A Sprint cell tower stands on Swanston Lane near South Valley

The school district would be about $40,000 richer had an effort
to place a cell phone tower on Luigi Aprea Elementary School
grounds not been squashed by outspoken parents. Four years later,
parents are questioning whether killing the project was a sage
idea.
Gilroy – The school district would be about $40,000 richer had an effort to place a cell phone tower on Luigi Aprea Elementary School grounds not been squashed by outspoken parents. Four years later, parents are questioning whether killing the project was a sage idea.

In 2003, Gilroy Unified School District staff contracted with Cingular Wireless, since merged into AT&T, to construct a flagpole in Luigi Aprea’s yard that doubled as a microwave transmitter and receiver. The company was going to pay the district $900 per month to use the flagpole, with proceeds going to the school, then-superintendent Edwin Diaz said.

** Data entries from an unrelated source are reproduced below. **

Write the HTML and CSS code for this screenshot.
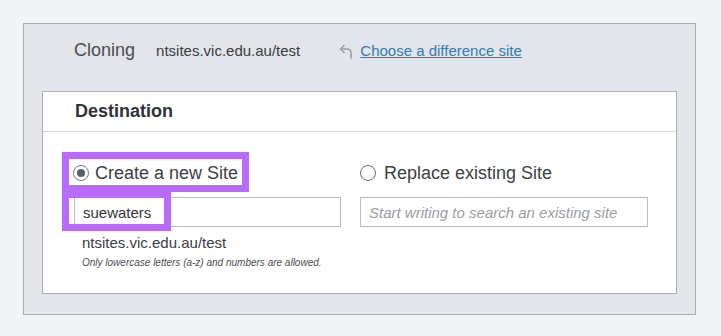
FILE: index.html
```html
<!DOCTYPE html>
<html>
<head>
<meta charset="utf-8">
<link rel="stylesheet" href="styles.css">
</head>
<body>
<div class="panel">
  <div class="head">
    <span class="cloning">Cloning</span>
    <span class="source">ntsites.vic.edu.au/test</span>
    <svg class="undo" width="14" height="16" viewBox="0 0 14 16"><path d="M5 2.5 L1.5 6 L5 9.5" fill="none" stroke="#9ba1a9" stroke-width="1.6" stroke-linecap="round" stroke-linejoin="round"/><path d="M1.8 6 H8 a4 4 0 0 1 4 4 V15" fill="none" stroke="#9ba1a9" stroke-width="1.6" stroke-linecap="round"/></svg>
    <a class="link" href="#">Choose a difference site</a>
  </div>
  <div class="card">
    <div class="card-head">Destination</div>
    <div class="card-body">
      <div class="col col-left">
        <label class="option"><span class="radio checked"></span>Create a new Site</label>
        <div class="input">suewaters</div>
        <div class="url">ntsites.vic.edu.au/test</div>
        <div class="hint">Only lowercase letters (a-z) and numbers are allowed.</div>
      </div>
      <div class="col col-right">
        <label class="option"><span class="radio"></span>Replace existing Site</label>
        <div class="input placeholder">Start writing to search an existing site</div>
      </div>
      <div class="mark mark-1"></div>
      <div class="mark mark-2"></div>
    </div>
  </div>
</div>
</body>
</html>
```

FILE: styles.css
```css
* { box-sizing: border-box; }
body {
  margin: 0;
  padding: 23px;
  background: #f2f3f6;
  font-family: "Liberation Sans", Arial, sans-serif;
  color: #3a3d41;
}
.panel {
  width: 673px;
  height: 292px;
  border: 1px solid #a9aeb6;
  background: #e4e5ea;
  padding: 0 18px;
}
.head {
  height: 52px;
  display: flex;
  align-items: center;
  padding-left: 32px;
}
.cloning {
  font-size: 18px;
  color: #4a4d52;
  margin-right: 21px;
}
.source {
  font-size: 15px;
  color: #3a3d41;
  margin-right: 39px;
}
.undo {
  display: block;
  margin-right: 7px;
  margin-top: 2px;
}
.link {
  font-size: 15px;
  color: #2d7db6;
  text-decoration: underline;
}
.card {
  margin-top: 15px;
  height: 203px;
  border: 1px solid #aab0b8;
  background: #fff;
}
.card-head {
  height: 40px;
  border-bottom: 1px solid #d3d6db;
  padding-left: 32px;
  display: flex;
  align-items: center;
  font-size: 18px;
  font-weight: bold;
  color: #2f3236;
}
.card-body {
  position: relative;
  display: flex;
  gap: 20px;
  padding: 28px 0 0 31px;
}
.col-left { width: 266px; }
.col-right { width: 288px; }
.option {
  height: 26px;
  display: flex;
  align-items: center;
  font-size: 18px;
  color: #3d4044;
}
.radio {
  width: 16px;
  height: 16px;
  border: 1.5px solid #6b6f75;
  border-radius: 50%;
  margin-right: 8px;
  display: flex;
  align-items: center;
  justify-content: center;
}
.radio.checked { border-color: #777b81; margin-right: 6px; }
.radio.checked::after {
  content: "";
  width: 8px;
  height: 8px;
  border-radius: 50%;
  background: #55606b;
}
.col-left .option { margin-left: -1px; }
.input {
  margin-top: 11px;
  height: 30px;
  border: 1px solid #b9bdc3;
  padding-left: 8px;
  display: flex;
  align-items: center;
  font-size: 15px;
  color: #33363a;
}
.col-left .input { width: 267px; }
.placeholder {
  font-style: italic;
  color: #9a9ea4;
}
.url {
  margin-top: 7px;
  padding-left: 8px;
  font-size: 15px;
  line-height: 18px;
  color: #3a3d41;
}
.hint {
  margin-top: 4px;
  padding-left: 8px;
  font-size: 10px;
  line-height: 14px;
  font-style: italic;
  color: #4a4d52;
}
.mark {
  position: absolute;
  border: 7px solid #b86bfc;
}
.mark-1 {
  left: 19px;
  top: 20px;
  width: 187px;
  height: 40px;
}
.mark-2 {
  left: 19px;
  top: 59px;
  width: 109px;
  height: 40px;
}
```
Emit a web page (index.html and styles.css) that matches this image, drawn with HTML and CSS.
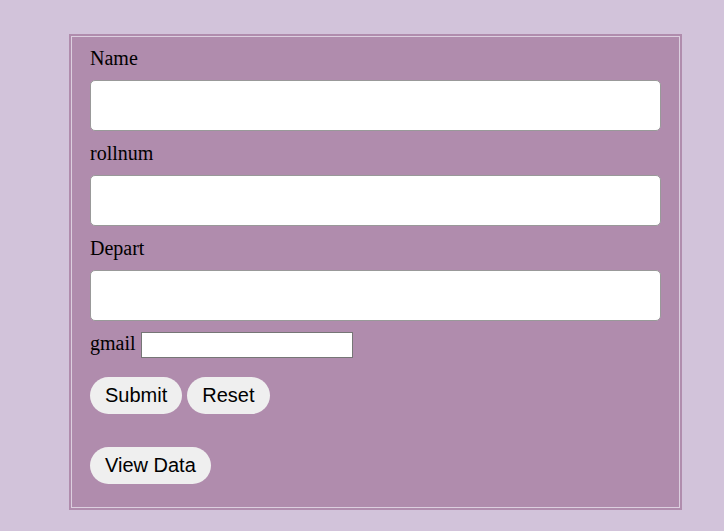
FILE: index.html
```html
<!DOCTYPE html>
<html>
<head>
<meta charset="utf-8">
<link rel="stylesheet" href="styles.css">
</head>
<body>
<div class="frame">
  <form class="form">
    <label class="label">Name</label>
    <input class="field" type="text">
    <label class="label">rollnum</label>
    <input class="field" type="text">
    <label class="label">Depart</label>
    <input class="field" type="text">
    <div class="mail-row"><span class="mail-label">gmail</span> <input class="mail" type="text"></div>
    <div class="btn-row"><button type="button" class="btn">Submit</button> <button type="button" class="btn">Reset</button></div>
    <div class="view-row"><button type="button" class="btn">View Data</button></div>
  </form>
</div>
</body>
</html>
```
FILE: styles.css
```css
html, body {
  margin: 0;
  padding: 0;
  background: #d2c3da;
}
body {
  font-family: "Liberation Serif", serif;
  font-size: 20px;
  color: #000;
}
.frame {
  margin: 34px 0 0 69px;
  width: 613px;
  height: 476px;
  box-sizing: border-box;
  background: #b08cad;
  padding: 2px;
}
.form {
  box-sizing: border-box;
  height: 100%;
  border: 1px solid #dccfdf;
  padding: 10px 18px 0 18px;
}
.label {
  display: block;
  line-height: 23px;
  height: 23px;
}
.field {
  display: block;
  box-sizing: border-box;
  width: 571px;
  height: 51px;
  margin: 10px 0 11px 0;
  border: 1px solid #999;
  border-radius: 5px;
  background: #fff;
  padding: 0 8px;
  font-size: 17px;
}
.mail-row {
  height: 26px;
  display: flex;
  align-items: flex-start;
}
.mail-label {
  line-height: 23px;
  margin-right: 5px;
}
.mail {
  box-sizing: border-box;
  width: 212px;
  height: 26px;
  border: 1px solid #767676;
  background: #fff;
  padding: 1px 2px;
  font-size: 16.67px;
  margin: 0;
}
.btn-row {
  margin-top: 19px;
  display: flex;
  gap: 5px;
}
.view-row {
  margin-top: 33px;
  display: flex;
}
.btn {
  font-family: "Liberation Sans", Arial, sans-serif;
  font-size: 20px;
  line-height: 23px;
  height: 37px;
  padding: 7px 15px;
  border: none;
  border-radius: 19px;
  background: #efefef;
  color: #000;
  margin: 0;
}
```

Citing perceived health risks the tower could cause in children, a vocal group of parents stopped the project and successfully lobbied Cingular to remove the transmitter equipment from inside the flagpole. District trustees, spurred by the controversy surrounding the health risks of cellular radiation, unanimously passed a resolution to ban cell towers from being built on school land. Only two trustees now on the board served when the ban was put into effect.

Given that a cell tower went up a mile away from the school about a year after the controversy, on private property, the decision to kill the cell tower might not have been a good idea, said Monica Chipman, vice president of Luigi Aprea Parent Club and mother of kindergarten and fourth-grade students.

“If you’re going to put it in my backyard, you might as well put it in my front yard,” she said.

Whether she would have approved the cell tower at the school, and whether she would revisit the matter now, would be where the money goes, Chipman said. If the $10,800 in annual revenue went to the parent club, easing the $30,000 parents must generate to meet their annual budget, she would support the project. If the money went to the district, which was split among schools – inequitably in favor of lower-performing schools, she said – she would not support the project.

One of the original opponents to the tower still stands against the project.

“I have not yet read a decisive medical opinion one way or another about the possible risk of microwaves,” then-Luigi Aprea parent Robyn Houts said. “It is a reasonably safe procedure to keep cell towers away from our children.”

Houts also said that she never saw evidence that the money was to be given specifically to either the parent club or the school.

Gilroy has 11 cell phone towers within the city limits, including one near Saint Louise Regional Hospital and another feet from the South Valley Middle School campus, which also houses El Portal Leadership Academy and will soon house a state preschool facility.

The city reviews all plans for cell towers and more closely inspects plans in residential areas, city planner Laura McIntyre said.

“We really try to discourage them going into private residential or public areas,” she said.

In addition, the city requires companies using the towers to keep radiation under federally mandated levels, McIntyre said. This is done when companies renew their permits with the city, though five companies have overdue paperwork, according to city documents.

The time might have come to revisit the district ban on cell towers at schools, given that they often go up near schools anyway, Chipman said.

“In hindsight do I say that decision was done without being educated?” she asked. “I do think so. I’m kind of on the fence now. I’d like more information and I wish I had been there when it was presented to the board.”

But whether to revisit the issue or not could be moot: To date there are no service providers inquiring about the feasibility of erecting a cell tower on any campus in Gilroy, school officials said.